Originally Posted by jibber
no no, it's not that I can't get a degree, I just don't want to. I'll have a diploma when I graduate, and I'm sure I could easily get a degree in a field like engineering or business, and be very successful with it. I just don't want to. I don't want to spend a lot of time in school right now, I figure this is the only time in my life that I'm old enough to live my own life, and young enough to do it with no obligations, and I plan to take full advantage of that.

That's wicked! I understand now, I think alot of people miss out on that side of life because they are too focussed on their careers and future. Good luck, have fun and get drunk!

explosions-in-my-pants 01-25-2006 11:54 PM

Quote:

Originally Posted by jibber
Although, you're only 18, are you sure you're ready to start a family and settle down?

its not that i plane on starting a family with the next guy i meet or anything. more like a couple more relationships down the road. or if my next relstionahip is great planning can be made sure. but i don't mean right away, i mean thats my goal, this is what i want for my life, i just don't know when its going to happen.
Quote:

Originally Posted by Vanilla
I can imagine your sitution and because you have the dedication and passion to do this, you will be a wonderful wife, mother, woman.

thank you :) i think i will be a awesome mom!
oh yea i forgot to say, half the reason why i don't want to go to art school or anything is because even if i can't draw that great, and i know i can't paint, and i can make sexy outfits and design nice xloths, i fear in going to school instead of opening up my mind that it will change my style and i will not realizing of course but kind of pick of random people's styles that aren't my own and thus becoming just what schools want a cloan.. and i don't want to be like everyone else, i prefer my own style even if its not that great i like it. and its not that i think everyone picks up other people's styles, but i know what i'm like and i know i would. anyways teachers never liked me and i never liked teachers. I don't like school and always hated it, even art class when i was one of the top students (not for my drawings or anything just my style and how i always did my own thing) and i just hated having to do projects and it has to be done then, and then i always end up with something i never liked just because i can't do it in the time period or whatever that i want thus making me mad and ignorate to people because i'm pissed at the job i do (i'm not a perfectionist i just like things done a kind of way) but ya i don't have time for school!. thats it thats my point school makes me mad and bores me beyond belief.

jibber 01-26-2006 12:15 AM

Quote:

Originally Posted by explosions-in-my-pants
its not that i plane on starting a family with the next guy i meet or anything. more like a couple more relationships down the road. or if my next relstionahip is great planning can be made sure. but i don't mean right away, i mean thats my goal, this is what i want for my life, i just don't know when its going to happen.

ahh, well in that case, I think that's great. being a mom is easily the hardest job you can take on, but it sounds like it'll make you really happy, so good on ya.

oh yeah, and from what you've said, I'd advise you not to go to art school. no matter what you're studying, you're first year will consist of absolutely nothing but rigid assignments, still lifes, and drawing from models.

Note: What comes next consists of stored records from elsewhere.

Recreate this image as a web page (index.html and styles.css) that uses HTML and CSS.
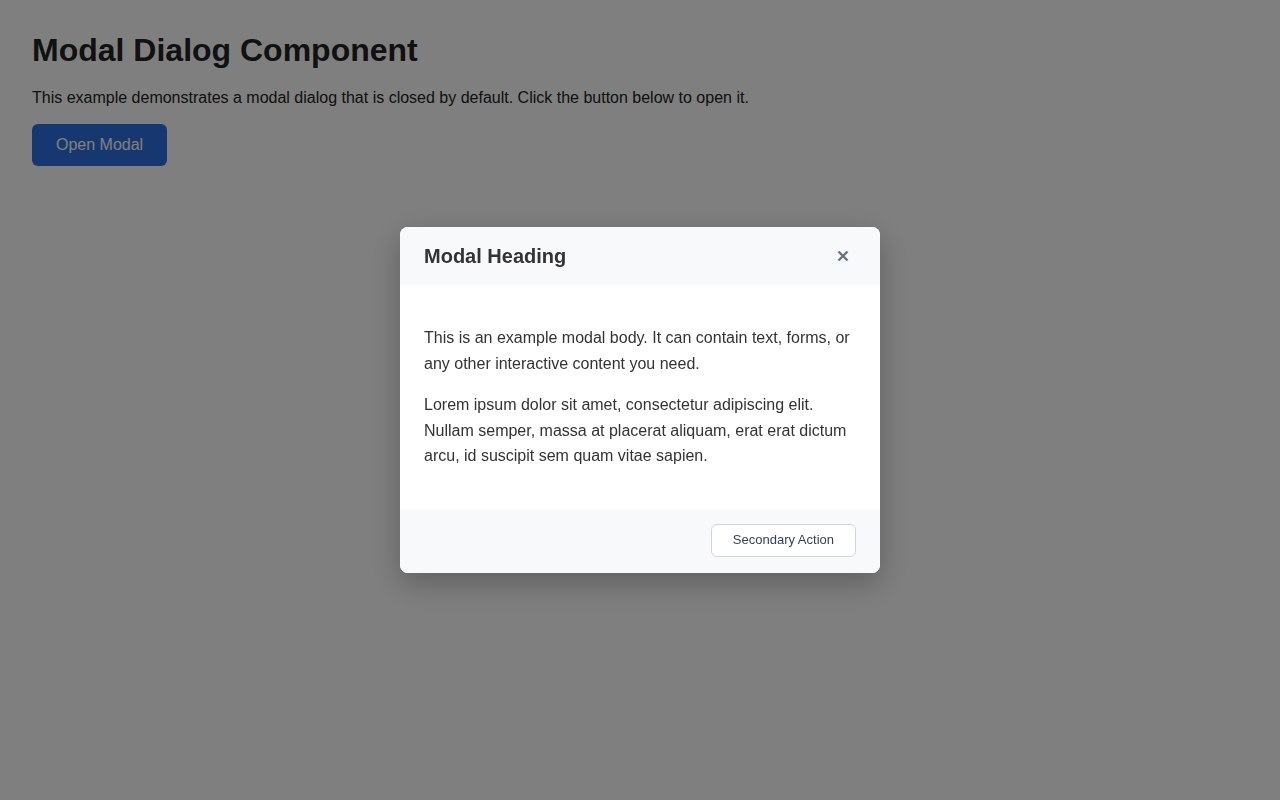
FILE: index.html
```html
<!DOCTYPE html>
<html lang="en">
<head>
<meta charset="utf-8">
<title>Modal Dialog Component</title>
<link rel="stylesheet" href="styles.css">
</head>
<body>
<main class="page">
  <h1 class="title">Modal Dialog Component</h1>
  <p class="intro">This example demonstrates a modal dialog that is closed by default. Click the button below to open it.</p>
  <button class="btn-primary" type="button">Open Modal</button>
</main>
<div class="overlay">
  <div class="modal" role="dialog" aria-labelledby="mh">
    <header class="modal-header">
      <h2 class="modal-title" id="mh">Modal Heading</h2>
      <button class="modal-close" type="button" aria-label="Close">
        <svg width="12" height="12" viewBox="0 0 12 12" aria-hidden="true"><path d="M1.5 1.5 L10.5 10.5 M10.5 1.5 L1.5 10.5" stroke="#6b7280" stroke-width="2.4" stroke-linecap="butt" fill="none"/></svg>
      </button>
    </header>
    <div class="modal-body">
      <p>This is an example modal body. It can contain text, forms, or any other interactive content you need.</p>
      <p>Lorem ipsum dolor sit amet, consectetur adipiscing elit. Nullam semper, massa at placerat aliquam, erat erat dictum arcu, id suscipit sem quam vitae sapien.</p>
    </div>
    <footer class="modal-footer">
      <button class="btn-secondary" type="button">Secondary Action</button>
    </footer>
  </div>
</div>
</body>
</html>
```
FILE: styles.css
```css
* { box-sizing: border-box; }
html, body { margin: 0; height: 100%; }
body {
  font-family: "Liberation Sans", Arial, sans-serif;
  background: #ffffff;
  color: #222222;
}
.page { padding: 32px; }
.title {
  margin: 0 0 18px;
  font-size: 32px;
  line-height: 36px;
  font-weight: 700;
  color: #222;
}
.intro {
  margin: 0 0 14px;
  font-size: 16px;
  line-height: 24px;
}
.btn-primary {
  font-family: inherit;
  font-size: 16px;
  line-height: 20px;
  padding: 11px 24px;
  border: 0;
  border-radius: 6px;
  background: #2f6fe0;
  color: #ffffff;
}
.overlay {
  position: fixed;
  inset: 0;
  background: rgba(0, 0, 0, 0.5);
  display: flex;
  align-items: center;
  justify-content: center;
}
.modal {
  width: 480px;
  background: #ffffff;
  border-radius: 8px;
  overflow: hidden;
  box-shadow: 0 10px 30px rgba(0, 0, 0, 0.25);
  color: #333333;
}
.modal-header {
  display: flex;
  align-items: center;
  justify-content: space-between;
  height: 58px;
  padding: 0 24px;
  background: #f8f9fb;
}
.modal-title {
  margin: 0;
  font-size: 20px;
  font-weight: 700;
  color: #333;
}
.modal-close {
  display: flex;
  align-items: center;
  justify-content: center;
  border: 0;
  background: none;
  padding: 0;
  width: 26px;
  height: 26px;
  cursor: pointer;
}
.modal-body {
  padding: 24px;
  font-size: 16px;
  line-height: 25.6px;
}
.modal-body p { margin: 16px 0; }
.modal-footer {
  display: flex;
  justify-content: flex-end;
  padding: 15px 24px 16px;
  background: #f8f9fb;
}
.btn-secondary {
  font-family: inherit;
  font-size: 13px;
  line-height: 16px;
  padding: 7px 21px 8px;
  border: 1px solid #d1d5db;
  border-radius: 6px;
  background: #ffffff;
  color: #374151;
}
```
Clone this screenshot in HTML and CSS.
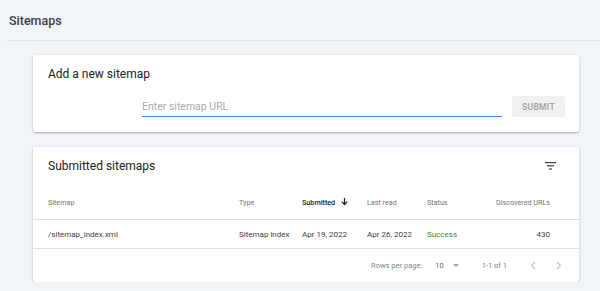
FILE: index.html
```html
<!DOCTYPE html>
<html>
<head>
    <title>Sitemaps</title>
    <link rel="stylesheet" href="styles.css">
</head>
<body>
    <div class="page-header">
        <h1>Sitemaps</h1>
    </div>
    <div class="content">
        <div class="card add-card">
            <h2>Add a new sitemap</h2>
            <div class="add-row">
                <input type="text" class="url-input" placeholder="Enter sitemap URL">
                <button class="submit" disabled>SUBMIT</button>
            </div>
        </div>

        <div class="card list-card">
            <div class="list-title">
                <h2>Submitted sitemaps</h2>
                <svg class="filter-icon" width="11" height="8" viewBox="0 0 11 8">
                    <rect x="0" y="0" width="11" height="1.2" fill="#3c4043"/>
                    <rect x="2" y="3.2" width="7" height="1.2" fill="#3c4043"/>
                    <rect x="4" y="6.4" width="3" height="1.2" fill="#3c4043"/>
                </svg>
            </div>
            <div class="row head">
                <span>Sitemap</span>
                <span>Type</span>
                <span class="sorted">Submitted
                    <svg width="7" height="8" viewBox="0 0 7 8"><path d="M3.5 0v6M0.8 3.6l2.7 2.9 2.7-2.9" stroke="#202124" stroke-width="1.2" fill="none"/></svg>
                </span>
                <span>Last read</span>
                <span>Status</span>
                <span class="num">Discovered URLs</span>
            </div>
            <div class="row data">
                <span>/sitemap_index.xml</span>
                <span>Sitemap index</span>
                <span>Apr 19, 2022</span>
                <span>Apr 26, 2022</span>
                <span class="success">Success</span>
                <span class="num">430</span>
            </div>
            <div class="pager">
                <span class="rows-label">Rows per page:</span>
                <span class="rows-value">10</span>
                <svg class="caret" width="6" height="3" viewBox="0 0 6 3"><path d="M0 0h6L3 3z" fill="#9aa0a6"/></svg>
                <span class="range">1-1 of 1</span>
                <svg class="chev" width="6" height="9" viewBox="0 0 6 9"><path d="M5 1L1.5 4.5 5 8" stroke="#bdc1c6" stroke-width="1.1" fill="none"/></svg>
                <svg class="chev" width="6" height="9" viewBox="0 0 6 9"><path d="M1 1l3.5 3.5L1 8" stroke="#bdc1c6" stroke-width="1.1" fill="none"/></svg>
            </div>
        </div>
    </div>
</body>
</html>
```

FILE: styles.css
```css
body {
    margin: 0;
    background-color: #f1f4f9;
    font-family: Roboto, "Liberation Sans", sans-serif;
    color: #202124;
}

.page-header {
    height: 40px;
    margin-left: 7px;
    padding-left: 2px;
    border-bottom: 1px solid #e1e5ec;
    display: flex;
    align-items: center;
}

.page-header h1 {
    margin: 0;
    font-size: 12.5px;
    font-weight: 500;
    color: #3c4043;
}

.content {
    padding: 14px 0 0 33px;
}

.card {
    width: 546px;
    background-color: #fff;
    border-radius: 2px;
    box-shadow: 0 1px 2px rgba(60, 64, 67, 0.3), 0 1px 3px rgba(60, 64, 67, 0.1);
    box-sizing: border-box;
}

.card h2 {
    margin: 0;
    font-size: 12px;
    font-weight: 400;
    line-height: 16px;
    color: #202124;
}

.add-card {
    height: 77px;
    padding: 11px 14px 0 15px;
}

.add-row {
    display: flex;
    justify-content: flex-end;
    align-items: flex-end;
    gap: 10px;
    margin-top: 14px;
}

.url-input {
    width: 360px;
    height: 20px;
    padding: 0;
    border: none;
    border-bottom: 1px solid #4285f4;
    font-family: inherit;
    font-size: 10.5px;
    color: #202124;
    outline: none;
    box-sizing: border-box;
}

.url-input::placeholder {
    color: #a7abaf;
}

.submit {
    width: 53px;
    height: 21px;
    border: none;
    border-radius: 2px;
    background-color: #f1f1f1;
    color: #9e9e9e;
    font-family: inherit;
    font-size: 8.5px;
    font-weight: 500;
    letter-spacing: 0.3px;
    padding: 0;
}

.list-card {
    margin-top: 15px;
    height: 135px;
}

.list-title {
    display: flex;
    justify-content: space-between;
    align-items: center;
    padding: 11px 23px 0 15px;
}

.filter-icon {
    display: block;
}

.row {
    display: grid;
    grid-template-columns: 191px 63px 65px 60px 60px 1fr;
    align-items: center;
    padding: 0 29px 0 15px;
    border-bottom: 1px solid #e0e0e0;
}

.row.head {
    margin-top: 11px;
    height: 34px;
    font-size: 7.2px;
    color: #70757a;
}

.row.data {
    height: 28px;
    font-size: 8px;
    color: #3c4043;
}

.sorted {
    color: #202124;
    font-weight: 500;
    display: flex;
    align-items: center;
    gap: 6px;
}

.num {
    text-align: right;
}

.success {
    color: #1e8e3e;
}

.pager {
    display: flex;
    align-items: center;
    justify-content: flex-end;
    height: 33px;
    padding-right: 17px;
    font-size: 7.5px;
    color: #80868b;
}

.rows-value {
    margin-left: 13px;
    color: #5f6368;
}

.caret {
    margin-left: 9px;
}

.range {
    margin-left: 23px;
}

.chev {
    margin-left: 23px;
}

.chev + .chev {
    margin-left: 20px;
}
```
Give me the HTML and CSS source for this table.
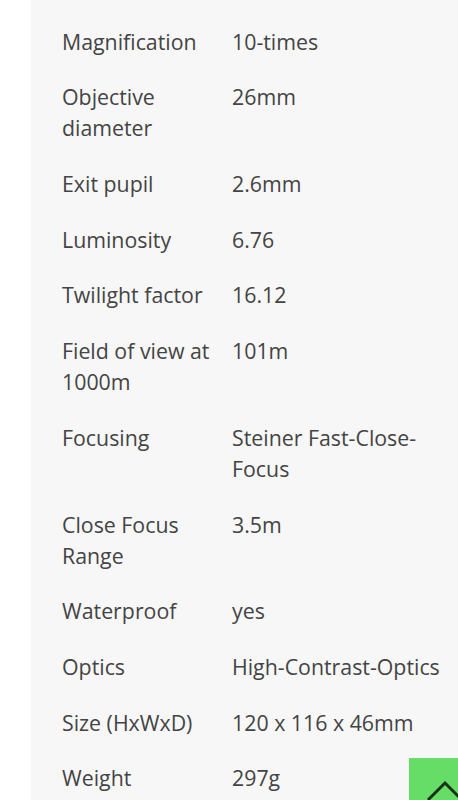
FILE: index.html
```html
<!DOCTYPE html>
<html lang="en">
<head>
    <meta charset="UTF-8">
    <title>Technical data</title>
    <link rel="stylesheet" href="styles.css">
</head>
<body>

    <div class="specs-panel">
        <table class="specs">
            <tr><td class="label">Magnification</td><td>10-times</td></tr>
            <tr><td class="label">Objective diameter</td><td>26mm</td></tr>
            <tr><td class="label">Exit pupil</td><td>2.6mm</td></tr>
            <tr><td class="label">Luminosity</td><td>6.76</td></tr>
            <tr><td class="label">Twilight factor</td><td>16.12</td></tr>
            <tr><td class="label">Field of view at 1000m</td><td>101m</td></tr>
            <tr><td class="label">Focusing</td><td>Steiner Fast-Close-Focus</td></tr>
            <tr><td class="label">Close Focus Range</td><td>3.5m</td></tr>
            <tr><td class="label">Waterproof</td><td>yes</td></tr>
            <tr><td class="label">Optics</td><td>High-Contrast-Optics</td></tr>
            <tr><td class="label">Size (HxWxD)</td><td>120 x 116 x 46mm</td></tr>
            <tr><td class="label">Weight</td><td>297g</td></tr>
        </table>
    </div>

    <!-- back to top -->
    <a href="#" class="to-top">
        <svg width="72" height="72" viewBox="0 0 72 72">
            <polyline points="19,42 36,25 53,42" fill="none" stroke="#173317" stroke-width="3"/>
        </svg>
    </a>

</body>
</html>
```

FILE: styles.css
```css
body {
    margin: 0;
    background-color: #fff;
    font-family: "Open Sans", Arial, sans-serif;
    color: #444;
}

.specs-panel {
    margin-left: 31px;
    padding: 13.4px 12px 0 31px;
    background-color: #f7f7f7;
    min-height: 800px;
}

.specs {
    width: 100%;
    border-collapse: collapse;
    font-size: 21.33px;
    line-height: 31px;
}

.specs td {
    padding: 12.35px 0;
    vertical-align: top;
}

.specs td.label {
    width: 170px;
    padding-right: 8px;
    box-sizing: border-box;
}

.to-top {
    position: fixed;
    left: 409px;
    top: 758px;
    width: 72px;
    height: 72px;
    background-color: #66dd66;
    display: block;
}

.to-top svg {
    display: block;
}
```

It's a great thing for people who are really serious about art, but if it isn't your lifes passion, you'll hate it. I had to learn that the hard way, but hey, it's just another learning experience.

explosions-in-my-pants 01-26-2006 12:18 AM

Quote:

Originally Posted by jibber
ahh, well in that case, I think that's great. being a mom is easily the hardest job you can take on, but it sounds like it'll make you really happy, so good on ya.

the way i look at it is, in the very selfish but odd way.. which could be completely normal sounding.. but as long as i'm happy everyone is happy, cause when i'm happy i would do anything and everything for anyone to make them as happy as me.. and when i'm not happy i still try to make them happy, i just don't smile which trust me if you new me it would not be a very good thing. cause then i'd just be like my mother hehe.. and i don't want that..

explosions-in-my-pants 01-26-2006 12:19 AM

Quote:

Originally Posted by jibber
oh yeah, and from what you've said, I'd advise you not to go to art school. no matter what you're studying, you're first year will consist of absolutely nothing but rigid assignments, still lifes, and drawing from models. It's a great thing for people who are really serious about art, but if it isn't your lifes passion, you'll hate it. I had to learn that the hard way, but hey, it's just another learning experience.

damn you for editing and adding more after i posted.. jk haha! anyways its because it is my life passion that i don't want to go to art school. does that make sense. ??

jibber 01-26-2006 12:24 AM

Quote:

Originally Posted by explosions-in-my-pants
damn you for editing and adding more after i posted.. jk haha! anyways its because it is my life passion that i don't want to go to art school. does that make sense. ??

makes a whole lot of sense, because it reminds me of me. I love art, and for years it was the one thing that I could see myself doing for the rest of my life and not get sick of it. Now i'm studying fine arts, and I hate it, because it's completely sucking the fun out of it.